Plantations produce many of the commodities that structure everyday life—from the palm oil in processed foods and cosmetics to the soy that feeds industrial livestock, the timber that furnishes our homes, the rubber in our tyres, and the sugar and tea that fill our cupboards. Yet plantations are often imagined as relics of a colonial past: the sugar estates of the Caribbean, the cotton fields of the American South, or the tea gardens of the British Empire. In reality, plantations are expanding across tropical and subtropical regions, driven by growing global demand for food, fuel, fibre, and finance.
The consequences of this expansion extend far beyond agriculture. Plantations are among the leading drivers of deforestation, biodiversity loss, habitat degradation, freshwater depletion, and greenhouse gas emissions. They are also sites of enduring social injustice, where histories of Indigenous dispossession, racialized labour exploitation, and unequal access to land and resources continue to shape contemporary lives. At the same time, plantations are places where humans, plants, animals, microbes, and landscapes are brought into new and often uneasy relationships, generating unexpected forms of coexistence, conflict, and resistance.

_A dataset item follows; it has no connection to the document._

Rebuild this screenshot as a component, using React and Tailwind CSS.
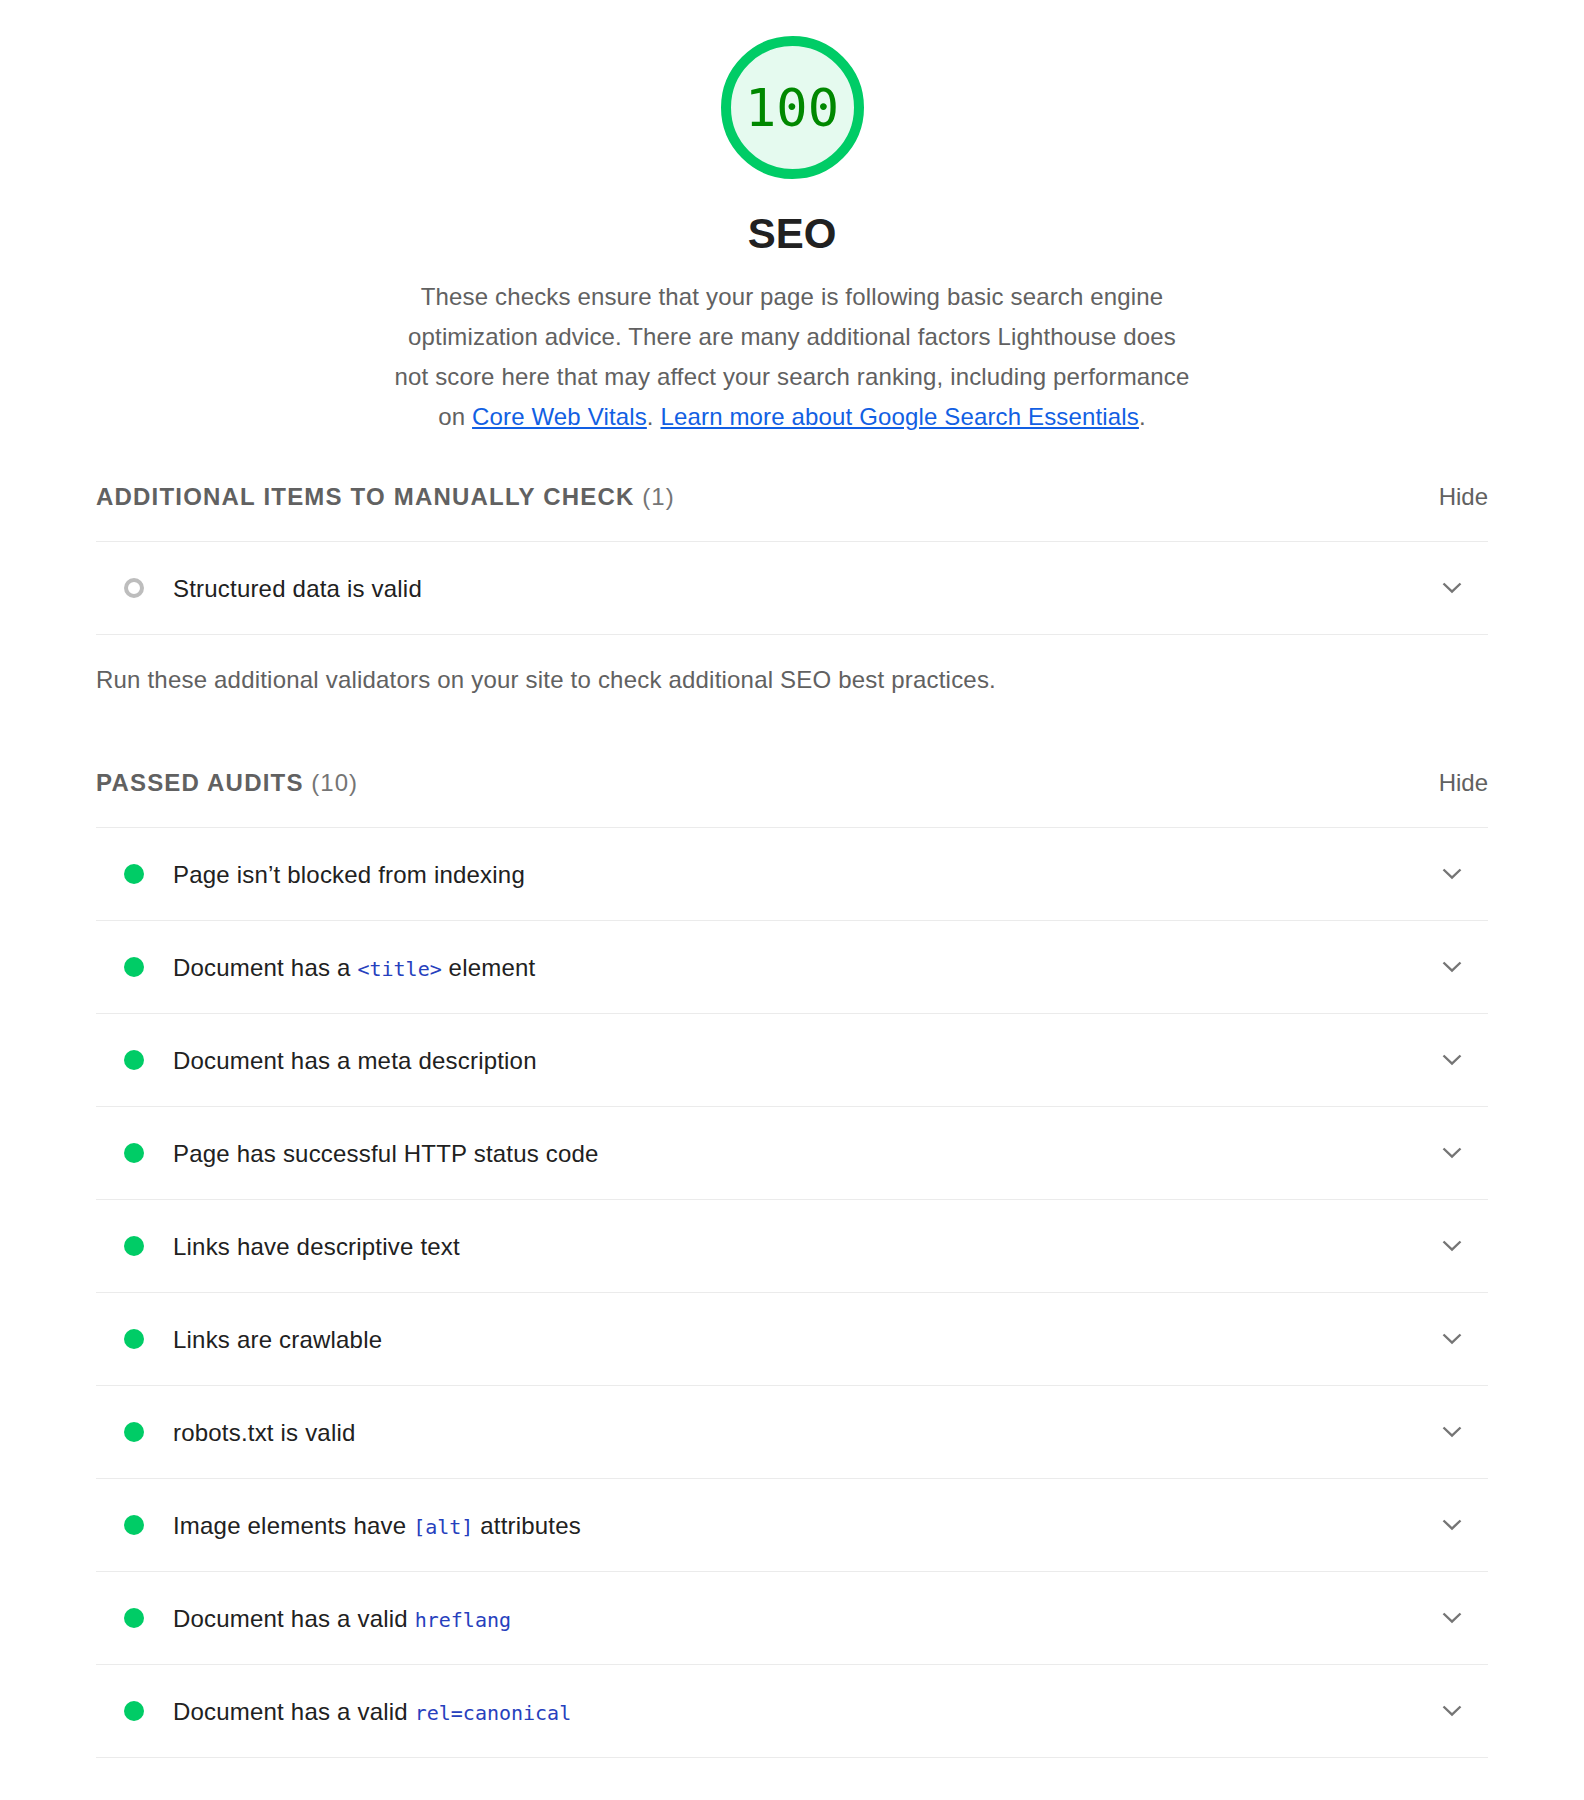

Over the past two decades, plantations have emerged as a major object of inquiry across anthropology, critical race studies, geography, history, political ecology, and the environmental humanities. Scholars have shown how plantations were central to the making of the modern world: engines of colonial expansion, racial capitalism, ecological simplification, and industrial agriculture. From Caribbean sugar estates and American cotton fields to contemporary oil palm and soy frontiers, plantations have been understood as infrastructures through which land, labour, and life are organized in the service of profit.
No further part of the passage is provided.